On 17 January 2016, University of Hyderabad mourned over the death of their young research scholar Rohith Vemula. The 27 year old ended his life after facing continuous harassment from the university's administration. Rohith's institutional murder reignited a debate in the country that has long lain dormant: Was Rohith targeted because of his caste? Can caste become the basis of discrimination even in educational institutions?
Spontaneous protests were held across the country, seeking justice for Rohith. Radhika Vemula, his mother, along with other students who joined her in protest, were dragged and beaten up in the streets of Delhi by the police. A fresh probe was set up by the Guntur police, ostensibly with the purpose to "determine" Rohith’s caste. Both the Central government and university administration were unwilling to admit that Rohith was a Dalit. After the police report confirmed it, the HRD Minister Ms. Smriti Irani ordered a new probe to "confirm" Rohith’s caste. A judicial commission was set up by the Human Resources Development Ministry, consisting of one man, the former Allahabad High Court judge, Justice A K Roopanwal. Ultimately, the new investigation concluded that Rohith wasn't a dalit. The report stated
“Mrs. V. Radhika, mother of Mr. Rohith Vemula, is a Scheduled Caste lady and married to Vemula Mani Kumar who belongs to a backward community. She was divorced in 2006. …Henceforth, Rohith is not a Dalit” (Roopanwala Report).
Read the full report here.
In this game of determining and confirming his caste identity, the very real issue of caste discrimination that plagues even India's highest educational institutions was lost.
They Chose Death Over Humilation
In the letter left behind by Vemula, he wrote, “The value of a man was reduced to his immediate identity and nearest possibility. To vote. To a number. To a thing.”
Rohith's is not a lone case. Over the years, many students have committed suicide after facing caste based discrimination. In Rohith's immortal words, their caste became a "fatal accident." Yesterday marked two years of his death. Since then, there have been no steps taken to address the issue. The number of deaths that happened across the country in the name of caste discrimation has doubled. While many chose to fight against this humilation, many chose death over humlation. We revisit Vidhya and Tilak's article remembering some of those who chose death over humiliation.

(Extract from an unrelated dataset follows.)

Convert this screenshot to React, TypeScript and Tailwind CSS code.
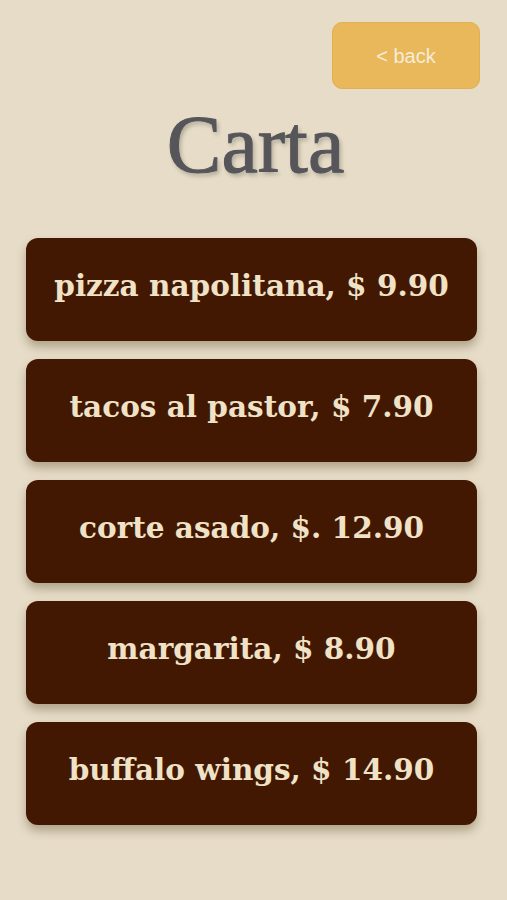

Read the full article here.
"When Equality is Denied Everything is Denied": Rajani Krish
Muthukrishna aka Rajani Krish, research scholar at Jawaharlal Nehru University hung himself in his friend's room in Munirka last year. The young Dalit scholar was could not follow his dream to do his research because of his poor language proficiency in various universities across the country. Later, when he joined Jawaharlal Nehru University on July 2016, as an M.Phil student in the Centre for Historical Studies, he found himself alienated by his peers because of his lack of fluency in both English and Hindi. The last post the native Tamil speaker on his facebook page before his death was:
"When equality is denied everything is denied. There is no Equality in M.Phil/Phd Admission, there is no equality in viva – voce, there is only denial of equality, denying Prof. Sukhadeo Thorat recommendation, denying Students protest places in Ad – block, denying the education of the Marginalised".
His death has raised many questions. Was he discriminated against because of the his caste? Is Muthu's death also an instititional murder? Has he too become another Rohith?